L’exécutif a besoin des voix de la droite, mais celle-ci ne veut pas entendre parler de régularisation par le travail. Donc, en mars, le gouvernement décide de reporter le texte.
Le 22 mars à la télévision, Emmanuel Macron a dit : on ne reporte rien, mais il y aura deux textes. Le 22 avril dans Le Parisien, le chef de l’Etat revient à l’idée d’un seul texte. Le 26 avril : Elisabeth Borne détaille sa feuille de route. Elle prend acte qu’il n’y a pas de majorité et renvoie le projet à l’automne. Et enfin, mardi soir, la Première ministre demande à Gérald Darmanin de reprendre les concertations afin de présenter un texte avant le 14 juillet.

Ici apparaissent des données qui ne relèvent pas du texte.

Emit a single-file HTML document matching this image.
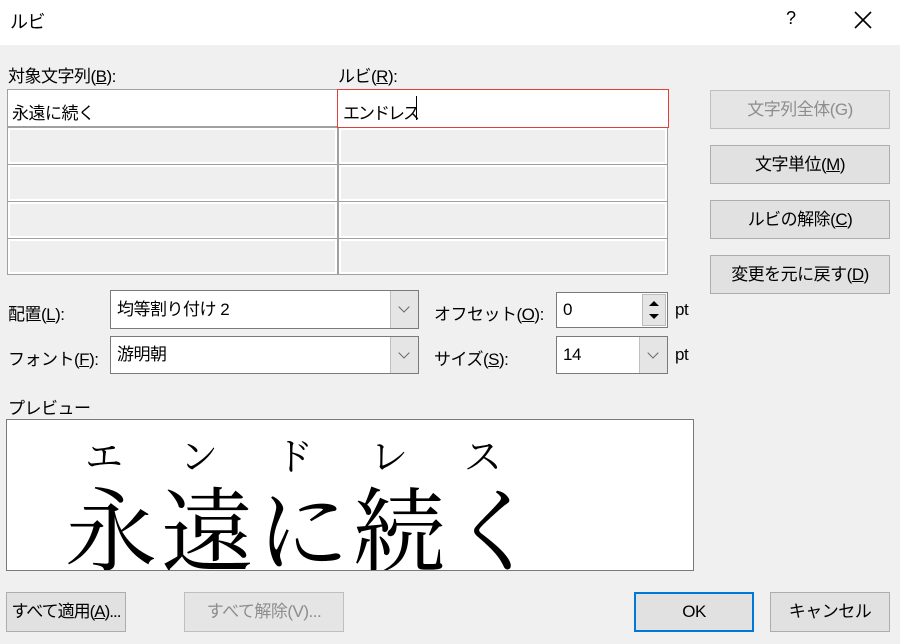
<!DOCTYPE html>
<html><head><meta charset="utf-8"><style>
*{box-sizing:border-box;margin:0;padding:0}
body{width:900px;height:644px;background:#f0f0f0;position:relative;overflow:hidden;font-family:"Liberation Sans","Noto Sans CJK JP",sans-serif;font-size:17px;color:#000;letter-spacing:-0.5px}
.a{position:absolute;white-space:nowrap}
.title{left:0;top:0;width:900px;height:45px;background:#fff}
.btn{position:absolute;background:#e1e1e1;border:1px solid #adadad;text-align:center;font-size:17px;white-space:nowrap}
.dis{color:#8d8d8d;border-color:#bfbfbf;background:#e5e5e5}
.cell{position:absolute;border:1px solid #a0a0a0;box-shadow:inset 0 0 0 2px #fff;background:#efefef}
.in{position:absolute;background:#fff;border:1px solid #7a7a7a;padding-left:6px;white-space:nowrap}
.dd{position:absolute;right:0;top:0;bottom:0;width:28px;background:#e5e5e5;border-left:1px solid #c0c0c0}
.dd:after{content:"";position:absolute;left:9px;top:12px;width:7px;height:7px;border-right:1px solid #666;border-bottom:1px solid #666;transform:rotate(45deg)}
u{text-decoration:underline}
.serif{font-family:"Liberation Serif","Noto Serif CJK JP",serif;letter-spacing:0}
</style></head><body>
<div class="a title"></div>
<div class="a" style="left:10px;top:8px;font-size:18px">ルビ</div>
<div class="a" style="left:786px;top:8px;font-size:18px">?</div>
<svg class="a" style="left:853px;top:10px" width="20" height="20"><path d="M2 2L18 18M18 2L2 18" stroke="#000" stroke-width="1.6"/></svg>

<div class="a" style="left:8px;top:62px">対象文字列(<u>B</u>):</div>
<div class="a" style="left:338px;top:62px">ルビ(<u>R</u>):</div>

<div class="cell" style="left:7px;top:89px;width:331px;height:38px;background:#fff;box-shadow:none"></div>
<div class="a" style="left:12px;top:99px">永遠に続く</div>
<div class="cell" style="left:7px;top:127px;width:331px;height:38px"></div>
<div class="cell" style="left:7px;top:164px;width:331px;height:38px"></div>
<div class="cell" style="left:7px;top:201px;width:331px;height:38px"></div>
<div class="cell" style="left:7px;top:238px;width:331px;height:37px"></div>
<div class="cell" style="left:338px;top:127px;width:330px;height:38px"></div>
<div class="cell" style="left:338px;top:164px;width:330px;height:38px"></div>
<div class="cell" style="left:338px;top:201px;width:330px;height:38px"></div>
<div class="cell" style="left:338px;top:238px;width:330px;height:37px"></div>
<div class="a" style="left:337px;top:89px;width:332px;height:39px;border:1px solid #e0403a;background:#fff;z-index:2"></div>
<div class="a" style="left:343px;top:99px;z-index:3;letter-spacing:-2px">エンドレス</div>
<div class="a" style="left:416px;top:96px;width:1px;height:24px;background:#000;z-index:3"></div>

<div class="btn dis" style="left:710px;top:90px;width:180px;height:39px;line-height:37px">文字列全体(G)</div>
<div class="btn" style="left:710px;top:145px;width:180px;height:39px;line-height:37px">文字単位(<u>M</u>)</div>
<div class="btn" style="left:710px;top:200px;width:180px;height:39px;line-height:37px">ルビの解除(<u>C</u>)</div>
<div class="btn" style="left:710px;top:255px;width:180px;height:39px;line-height:37px">変更を元に戻す(<u>D</u>)</div>

<div class="a" style="left:8px;top:300px">配置(<u>L</u>):</div>
<div class="in" style="left:110px;top:290px;width:309px;height:39px;line-height:37px">均等割り付け 2<div class="dd"></div></div>
<div class="a" style="left:8px;top:345px">フォント(<u>F</u>):</div>
<div class="in" style="left:110px;top:336px;width:309px;height:38px;line-height:36px">游明朝<div class="dd"></div></div>

<div class="a" style="left:434px;top:300px">オフセット(<u>O</u>):</div>
<div class="in" style="left:556px;top:292px;width:112px;height:36px;line-height:34px">0
<div class="a" style="right:1px;top:1px;width:24px;height:32px;background:#e5e5e5;border:1px solid #bbb"></div>
<div class="a" style="right:8px;top:8px;width:0;height:0;border-left:5px solid transparent;border-right:5px solid transparent;border-bottom:5px solid #000"></div>
<div class="a" style="right:8px;top:21px;width:0;height:0;border-left:5px solid transparent;border-right:5px solid transparent;border-top:5px solid #000"></div>
</div>
<div class="a" style="left:675px;top:300px">pt</div>
<div class="a" style="left:434px;top:345px">サイズ(<u>S</u>):</div>
<div class="in" style="left:556px;top:336px;width:112px;height:38px;line-height:36px">14<div class="dd"></div></div>
<div class="a" style="left:675px;top:345px">pt</div>

<div class="a" style="left:8px;top:394px">プレビュー</div>
<div class="a" style="left:6px;top:419px;width:688px;height:152px;background:#fff;border:1px solid #7a7a7a;overflow:hidden">
<div class="a serif" style="left:78px;top:8px;font-size:38px;letter-spacing:57px;line-height:60px">エンドレス</div>
<div class="a serif" style="left:58px;top:58px;font-size:92px;letter-spacing:4px;line-height:110px">永遠に続く</div>
</div>

<div class="btn" style="left:6px;top:592px;width:120px;height:40px;line-height:38px;letter-spacing:-1px">すべて適用(<u>A</u>)...</div>
<div class="btn dis" style="left:184px;top:592px;width:160px;height:40px;line-height:38px">すべて解除(V)...</div>
<div class="btn" style="left:634px;top:592px;width:120px;height:40px;line-height:36px;border:2px solid #0078d7">OK</div>
<div class="btn" style="left:770px;top:592px;width:120px;height:40px;line-height:38px">キャンセル</div>
</body></html>
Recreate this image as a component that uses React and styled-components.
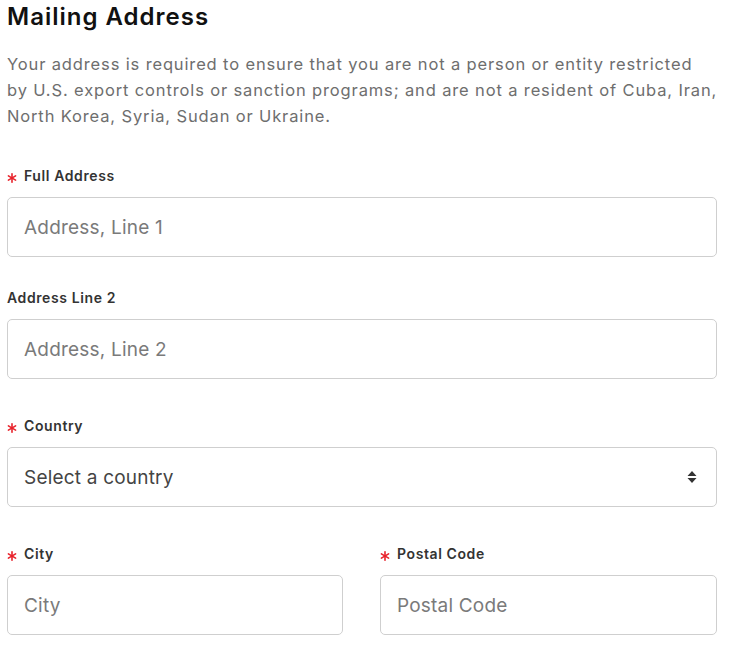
import React from "react";
import styled, { createGlobalStyle } from "styled-components";

const Global = createGlobalStyle`
  body {
    margin: 0;
    background: #fff;
    font-family: Inter, "Open Sans", sans-serif;
  }
  * { box-sizing: border-box; }
`;

const Container = styled.div`
  width: 724px;
  padding: 0 7px;
  .title {
    margin: 0;
    padding-top: 1px;
    font-size: 24px;
    line-height: 32px;
    font-weight: 600;
    color: #111;
    letter-spacing: 1px;
  }
  .intro {
    margin: 18px 0 0;
    font-size: 16.5px;
    line-height: 26px;
    color: #6e6e6e;
    letter-spacing: 0.86px;
    white-space: nowrap;
  }
`;

const Field = styled.div`
  display: flex;
  flex-direction: column;
  margin-top: ${(p) => p.top || 36}px;
`;

const Label = styled.label`
  display: flex;
  align-items: center;
  font-size: 14px;
  font-weight: 600;
  color: #333;
  height: 20px;
  letter-spacing: 0.6px;
  svg {
    margin: 6px 7px 0 0;
  }
`;

const Input = styled.input`
  margin-top: 12px;
  height: 60px;
  width: 100%;
  border: 1px solid #cfcfcf;
  border-radius: 5px;
  padding: 0 16px;
  font-family: inherit;
  font-size: 19px;
  letter-spacing: 0.2px;
  color: #444;
  outline: none;
  &::placeholder {
    color: #7a7a7a;
  }
`;

const SelectBox = styled.div`
  margin-top: 12px;
  height: 60px;
  border: 1px solid #cfcfcf;
  border-radius: 5px;
  padding: 0 19px 0 16px;
  display: flex;
  align-items: center;
  justify-content: space-between;
  font-size: 19px;
  letter-spacing: 0.2px;
  color: #444;
`;

const Row = styled.div`
  display: grid;
  grid-template-columns: 336px 337px;
  column-gap: 37px;
`;

const Star = () => (
  <svg width="10" height="10" viewBox="0 0 10 10">
    <g stroke="#e8222b" strokeWidth="1.6" strokeLinecap="round">
      <path d="M5 0.8 V9.2" />
      <path d="M1.4 2.9 L8.6 7.1" />
      <path d="M1.4 7.1 L8.6 2.9" />
    </g>
  </svg>
);

const Req = ({ children }) => (
  <Label>
    <Star />
    {children}
  </Label>
);

const App = () => {
  return (
    <>
      <Global />
      <Container>
        <h2 className="title">Mailing Address</h2>
        <p className="intro">
          Your address is required to ensure that you are not a person or entity restricted
          <br />
          by U.S. export controls or sanction programs; and are not a resident of Cuba, Iran,
          <br />
          North Korea, Syria, Sudan or Ukraine.
        </p>
        <Field top={36}>
          <Req>Full Address</Req>
          <Input placeholder="Address, Line 1" />
        </Field>
        <Field top={30}>
          <Label>Address Line 2</Label>
          <Input placeholder="Address, Line 2" />
        </Field>
        <Field>
          <Req>Country</Req>
          <SelectBox>
            <span>Select a country</span>
            <svg width="10" height="14" viewBox="0 0 10 14">
              <path d="M5 1 L9.5 6 H0.5 Z M0.5 8 H9.5 L5 13 Z" fill="#333" />
            </svg>
          </SelectBox>
        </Field>
        <Row>
          <Field>
            <Req>City</Req>
            <Input placeholder="City" />
          </Field>
          <Field>
            <Req>Postal Code</Req>
            <Input placeholder="Postal Code" />
          </Field>
        </Row>
      </Container>
    </>
  );
};

export default App;
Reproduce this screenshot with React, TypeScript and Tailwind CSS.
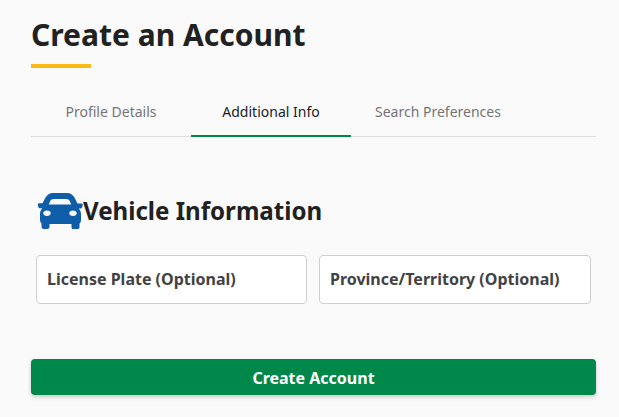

Emmanuel Macron veut montrer à l’opinion qu’il ne renonce pas à agir sur l’immigration
Calendrier, méthode, et accessoirement contenu du projet, tout bouge en permanence. Ces allers-retours non-stop ne contribuent ni à la clarté ni à la crédibilité du gouvernement sur cette question si sensible et si décisive de l’immigration.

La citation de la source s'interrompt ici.